Most virtual reality products are aimed at gamers because there is an automatically understood natural fit. Can VR move beyond gaming? Oculus executive produce of experiences at Oculus offers her insights.
Yelena Rachitsky, Executive Producer, Experiences at Oculus, a virtual reality technology company owned by Facebook, was recently interviewed by TechCrunch writer Lucus Matney:
It’s Not Just About Content, Technology is Making it Easier
We’re focusing a lot more on more highly interactive content and marrying concepts that were understanding from gaming into more narrative approaches. Instead of shooters and strategy, how do we use these mechanics of understanding on how our body works, natural intuitive mechanics to create pieces that people actually want to come back to, pieces people actually enjoy and don’t feel like they are playing a game necessarily.
So we’re marrying that knowledge also with the form factors, I think a few people have mentioned Quest which is something we’re super excited about, so it’s not just the content it’s also the technology that’s coming and making it easier.
Technology is Also Working to Make Things More Intuitive
A lot of technology is also working just to make things much more intuitive. It’s a combination of how we’re approaching content being more compelling, more intuitive, more interactive, more emotional, with the form factors in the hardware. The thing I’m really interested in is how we approach experiences that have very more natural intuitive interactions versus a lot of button pressing.
I gave this talk at Oculus Connect recently about embodiment and what makes us feel like something’s ours when they connect with an object and there’s this reality, our Facebook Reality Labs research talks about something called object believability, and we really believe that we’re picking up an object if it’s something that we recognize that we’ve done in the real world.

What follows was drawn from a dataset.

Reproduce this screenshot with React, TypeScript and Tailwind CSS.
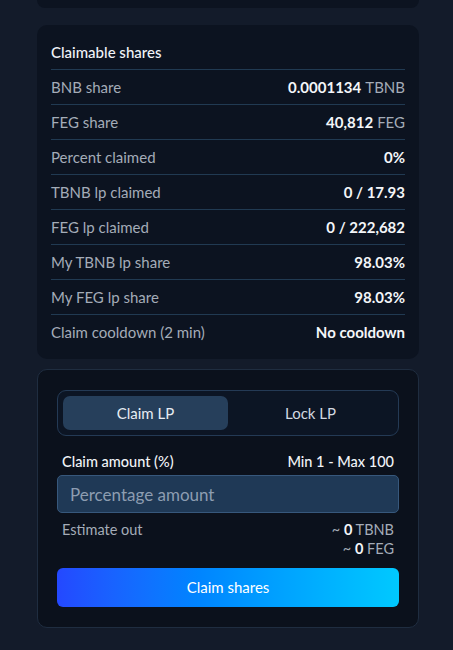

The Hard Part of VR is That We Are Holding Controllers
The hard part about VR is that we’re actually holding controllers in our hands. So how do you make your brain believe that you’re actually picking up those objects? People have approached this in different ways. With Job Simulator (by Oculus) you have big hands that you press with really really big buttons. There’s something very rewarding about that. Then there’s a game that the studios’ team did called Lone Echo which they put a lot of effort into how the hands formed themselves around objects because if you’re seeing your hands actually shift in the way that they should in real life your brain believes that and it becomes super rewarding.
With a lot of the projects we’re creating we’re still experimenting, we still don’t know a lot of this stuff, but we’re going all the way from fully interactive to still slightly linear. There’s not a magic formula to it, everything’s just about the intent that you want to create and then all the tools that you use for VR that push forward that intent.